Given task »
Extract and list every line that contains the word "with".

Dataset extract »
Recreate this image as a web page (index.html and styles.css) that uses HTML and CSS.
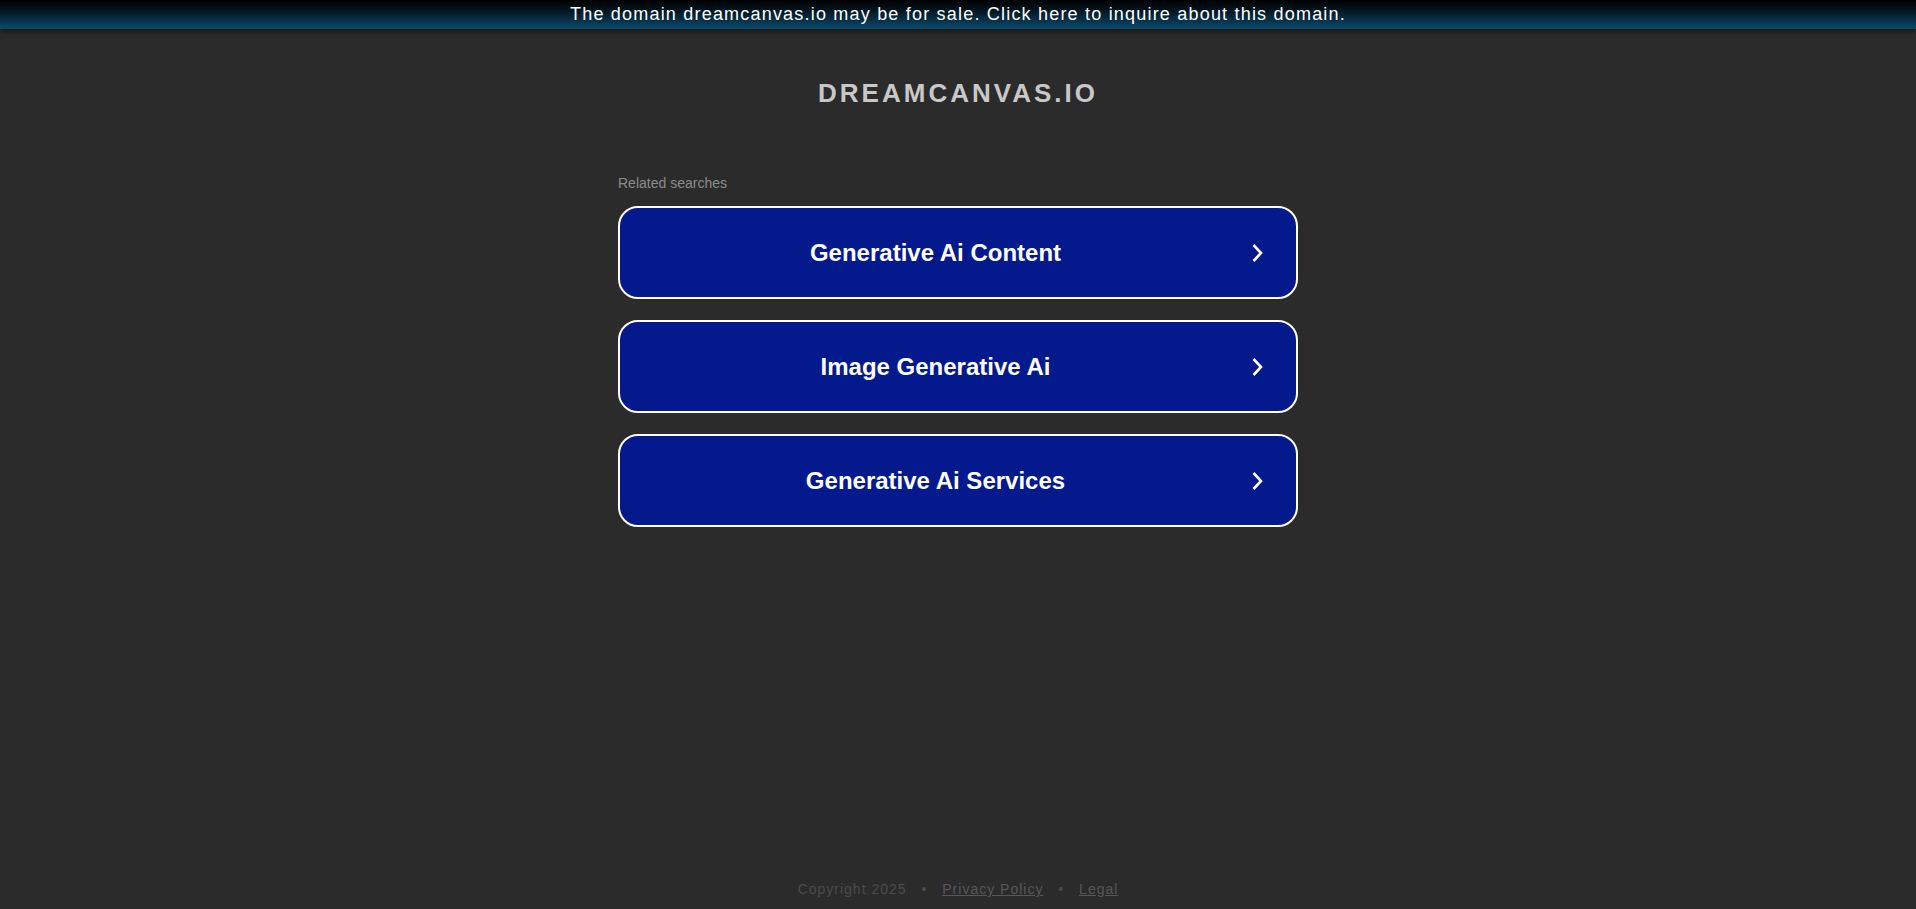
FILE: index.html
```html
<!DOCTYPE html>
<html lang="en">
<head>
    <meta charset="UTF-8">
    <meta name="viewport" content="width=device-width, initial-scale=1.0">
    <title>dreamcanvas.io</title>
    <link rel="stylesheet" href="styles.css">
</head>
<body>
    <a class="sale-bar" href="#">The domain dreamcanvas.io may be for sale. Click here to inquire about this domain.</a>

    <div class="content">
        <h1 class="domain">DREAMCANVAS.IO</h1>

        <div class="searches">
            <p class="searches-label">Related searches</p>
            <a class="search-link" href="#">
                <span class="search-text">Generative Ai Content</span>
                <svg class="chevron" width="12" height="20" viewBox="0 0 12 20"><path d="M2.5 2 L10 10 L2.5 18" /></svg>
            </a>
            <a class="search-link" href="#">
                <span class="search-text">Image Generative Ai</span>
                <svg class="chevron" width="12" height="20" viewBox="0 0 12 20"><path d="M2.5 2 L10 10 L2.5 18" /></svg>
            </a>
            <a class="search-link" href="#">
                <span class="search-text">Generative Ai Services</span>
                <svg class="chevron" width="12" height="20" viewBox="0 0 12 20"><path d="M2.5 2 L10 10 L2.5 18" /></svg>
            </a>
        </div>
    </div>

    <footer class="footer">
        <span>Copyright 2025</span>
        <span class="dot">&bull;</span>
        <a href="#">Privacy Policy</a>
        <span class="dot">&bull;</span>
        <a href="#">Legal</a>
    </footer>
</body>
</html>
```

FILE: styles.css
```css
body {
    margin: 0;
    min-height: 100vh;
    display: flex;
    flex-direction: column;
    background: #2b2b2b;
    font-family: 'Liberation Sans', Arial, sans-serif;
}

.sale-bar {
    display: block;
    height: 29px;
    line-height: 28px;
    text-align: center;
    font-size: 18px;
    letter-spacing: 1.2px;
    color: #fff;
    text-decoration: none;
    background: linear-gradient(to bottom, #000 0%, #02151f 35%, #0b4a6d 100%);
    box-shadow: 0 2px 5px rgba(0, 0, 0, 0.6);
}

.content {
    width: 680px;
    margin: 0 auto;
}

.domain {
    margin: 49px 0 0;
    font-size: 26px;
    line-height: 30px;
    letter-spacing: 3px;
    text-align: center;
    color: #c8c8c8;
}

.searches {
    margin-top: 67px;
}

.searches-label {
    margin: 0 0 15px;
    font-size: 14px;
    line-height: 16px;
    color: #8c8c8c;
}

.search-link {
    display: flex;
    align-items: center;
    box-sizing: border-box;
    height: 93px;
    margin-bottom: 21px;
    padding-right: 33px;
    border: 2px solid #fff;
    border-radius: 20px;
    background: #03198c;
    color: #fff;
    text-decoration: none;
}

.search-text {
    flex: 1;
    text-align: center;
    font-size: 24px;
    font-weight: bold;
}

.chevron {
    fill: none;
    stroke: #fff;
    stroke-width: 2.6;
}

.footer {
    margin-top: auto;
    padding-bottom: 12px;
    text-align: center;
    font-size: 14px;
    line-height: 16px;
    letter-spacing: 1px;
    color: #4c4c4c;
}

.footer a {
    color: #585858;
}

.footer .dot {
    margin: 0 10px;
}
```
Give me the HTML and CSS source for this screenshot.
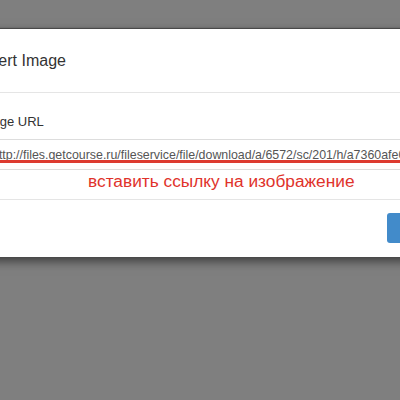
FILE: index.html
```html
<!DOCTYPE html>
<html>
<head>
<meta charset="utf-8">
<link rel="stylesheet" href="styles.css">
</head>
<body>
<div class="modal">
  <div class="modal-header">
    <h4 class="modal-title">Insert Image</h4>
  </div>
  <div class="modal-body">
    <label class="label">Image URL</label>
    <div class="input-wrap">
      <div class="input">http://files.getcourse.ru/fileservice/file/download/a/6572/sc/201/h/a7360afe0c1e2d</div>
    </div>
    <div class="note">вставить ссылку на изображение</div>
  </div>
  <div class="modal-footer">
    <button class="btn">Insert</button>
  </div>
</div>
</body>
</html>
```

FILE: styles.css
```css
html, body {
  margin: 0;
  padding: 0;
  height: 100%;
  overflow: hidden;
}
body {
  background: #7f7f7f;
  font-family: "Liberation Sans", Arial, sans-serif;
  color: #333;
}
.modal {
  margin-top: 29px;
  margin-left: -37px;
  width: 480px;
  background: #fff;
  box-shadow: 0 -1px 1px rgba(0,0,0,0.35), 0 4px 10px rgba(0,0,0,0.55);
}
.modal-header {
  height: 64px;
  box-sizing: border-box;
  padding: 0 15px;
  display: flex;
  align-items: center;
  border-bottom: 1px solid #e5e5e5;
}
.modal-title {
  margin: 0 0 0 -1px;
  font-size: 16px;
  font-weight: normal;
  color: #333;
}
.modal-body {
  padding: 20px 15px 8px;
  display: flex;
  flex-direction: column;
}
.label {
  line-height: 18px;
  font-size: 13px;
  color: #333;
}
.input-wrap {
  position: relative;
  margin-top: 8px;
}
.input {
  height: 31px;
  box-sizing: border-box;
  border: 1px solid #ddd;
  padding: 0 12px 0 13px;
  display: flex;
  align-items: center;
  font-size: 12.4px;
  color: #555;
  white-space: nowrap;
  overflow: hidden;
}
.input-wrap::after {
  content: "";
  position: absolute;
  left: 0;
  right: 0;
  top: 21px;
  height: 3px;
  background: #dd3b30;
}
.note {
  margin-top: 1px;
  line-height: 20px;
  padding-left: 110px;
  font-size: 17.3px;
  color: #e0332b;
}
.modal-footer {
  border-top: 1px solid #e5e5e5;
  padding: 13px 15px 14px;
  display: flex;
}
.btn {
  margin-left: 409px;
  height: 30px;
  padding: 0 12px 0 14px;
  border: none;
  border-radius: 3px;
  background: #428bca;
  color: #fff;
  font-family: inherit;
  font-size: 13px;
}
```
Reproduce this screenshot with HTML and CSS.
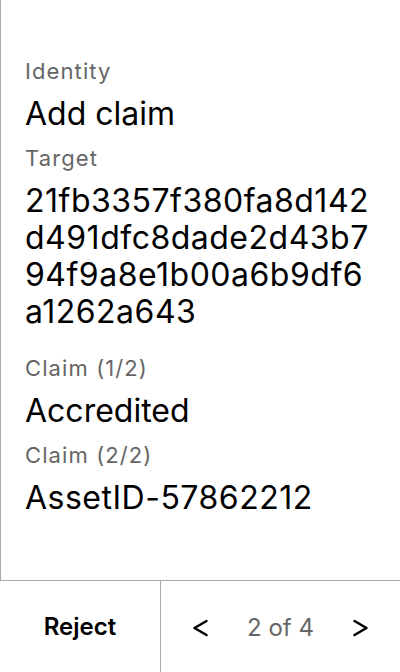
FILE: index.html
```html
<!DOCTYPE html>
<html lang="en">
<head>
<meta charset="utf-8">
<title>Add claim</title>
<link rel="stylesheet" href="styles.css">
</head>
<body>
<div class="screen">
  <main class="content">
    <div class="field">
      <div class="label">Identity</div>
      <div class="value">Add claim</div>
    </div>
    <div class="field">
      <div class="label">Target</div>
      <div class="value value--code value--hash">21fb3357f380fa8d142d491dfc8dade2d43b794f9a8e1b00a6b9df6a1262a643</div>
    </div>
    <div class="field">
      <div class="label">Claim (1/2)</div>
      <div class="value">Accredited</div>
    </div>
    <div class="field">
      <div class="label">Claim (2/2)</div>
      <div class="value value--code">AssetID-57862212</div>
    </div>
  </main>
  <footer class="actions">
    <button class="reject" type="button">Reject</button>
    <div class="pager">
      <button class="nav" type="button" aria-label="Previous">
        <svg width="24" height="24" viewBox="0 0 24 24"><path d="M18.5 5 L6.5 12 L18.5 19" fill="none" stroke="#000" stroke-width="2.5" stroke-linecap="round" stroke-linejoin="round"/></svg>
      </button>
      <span class="count">2 of 4</span>
      <button class="nav" type="button" aria-label="Next">
        <svg width="24" height="24" viewBox="0 0 24 24"><path d="M5.5 5 L17.5 12 L5.5 19" fill="none" stroke="#000" stroke-width="2.5" stroke-linecap="round" stroke-linejoin="round"/></svg>
      </button>
    </div>
  </footer>
</div>
</body>
</html>
```

FILE: styles.css
```css
* { box-sizing: border-box; }

html, body {
  margin: 0;
  padding: 0;
  background: #fff;
}

body {
  font-family: Inter, "Noto Sans", sans-serif;
  color: #000;
}

.screen {
  width: 400px;
  height: 672px;
  display: flex;
  flex-direction: column;
}

.content {
  flex: 1;
  border-left: 1px solid #a9a9a9;
  padding: 58px 24px 0 24px;
  display: flex;
  flex-direction: column;
  gap: 13px;
}

.field {
  display: flex;
  flex-direction: column;
  gap: 11px;
}

.label {
  font-size: 22px;
  line-height: 26px;
  letter-spacing: 1.1px;
  color: #666;
}

.value {
  font-size: 32px;
  line-height: 37px;
  color: #000;
}

.value--code {
  letter-spacing: 0.5px;
}

.value--hash {
  word-break: break-all;
  padding-bottom: 12px;
}

.actions {
  height: 92px;
  border-top: 1px solid #a9a9a9;
  display: flex;
}

.reject {
  width: 161px;
  border: none;
  border-right: 1px solid #a9a9a9;
  background: none;
  font-family: inherit;
  font-size: 24px;
  font-weight: 600;
  color: #000;
  padding: 0;
}

.pager {
  flex: 1;
  display: flex;
  align-items: center;
  justify-content: space-between;
  padding: 2px 27px 0 27px;
}

.nav {
  border: none;
  background: none;
  padding: 0;
  width: 24px;
  height: 24px;
  display: flex;
}

.count {
  font-size: 24px;
  color: #666;
}
```
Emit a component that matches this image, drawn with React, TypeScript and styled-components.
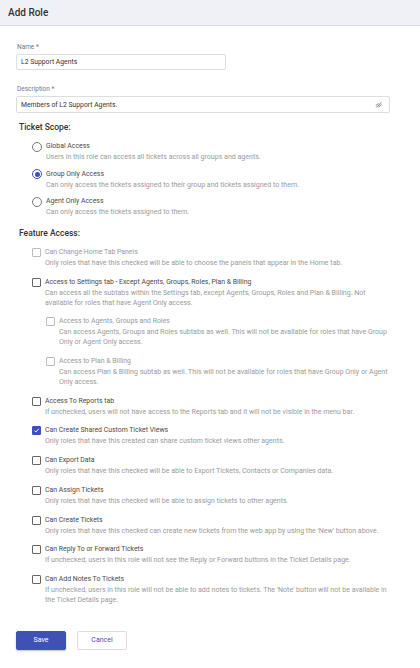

Solution for this problem »
Reproduce this screenshot with HTML and CSS.
Emit a component that matches this image, drawn with React, TypeScript and styled-components.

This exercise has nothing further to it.